The Legacy of Leonor Fini
Leonor Fini was befriended by the whole Parisian artistic community and was one of the most photographed people of the 20th century, resulting in the legacy of “queen of the Paris art world” (expression coined by art critic Sarah Kent). Her popularity in artistic social circles made her the subject of many poems, artworks, and photographs by various artists and writers of her time, including Man Ray, Lee Miller, Cecil Beaton, and Henri Cartier-Bresson. Besides this social popularity, due to her recurrent depiction of empowered woman, Fini is generally considered a great contributor to the feminist movement, being perceived as a female icon and described as a ‘libertine’. Based on her work alone, Fini has been described as a European Frida Kahlo, and as a “female Salvador Dalí”.
Sadly, her eccentric lifestyle, open sexuality, and bohemian Parisian society life has diverted attention away from her artwork. As such, the Art Dealers Association of America considers her “the most undervalued artist of the 20th Century”. A view seconded by art critic Joseph Nechvatal who claims that since her Parisian popularity that she has been “sliding ever since toward obscurity”.
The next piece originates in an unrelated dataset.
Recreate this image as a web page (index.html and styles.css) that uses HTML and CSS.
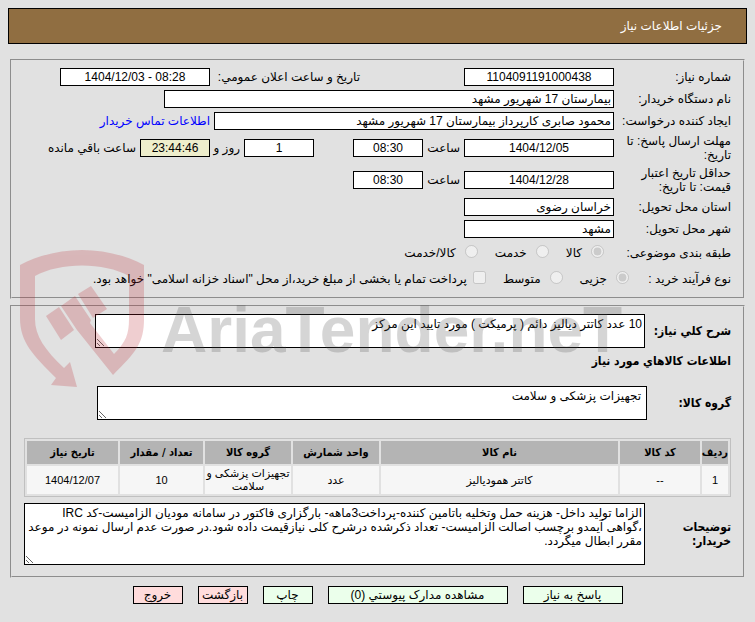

She was a painter, performer, designer, feminist, and mystic, who refused to be labeled or categorized (even as Surrealist). She questioned pre-established beliefs and pushed limits, even those of the open minded. She exhibited a freedom of approach, which resulted in powerful self-expression and collective female empowerment. As such her influence is felt powerfully among young and emerging female artists, shown particularly by the Dreamers Awake (2017) exhibition in London that showcased the work of artists influenced by the ‘female Surrealists’. Art historian Mathew Gale writes: “Leonor Fini is remembered for the exoticism of her imagery and her challenges to conventions”.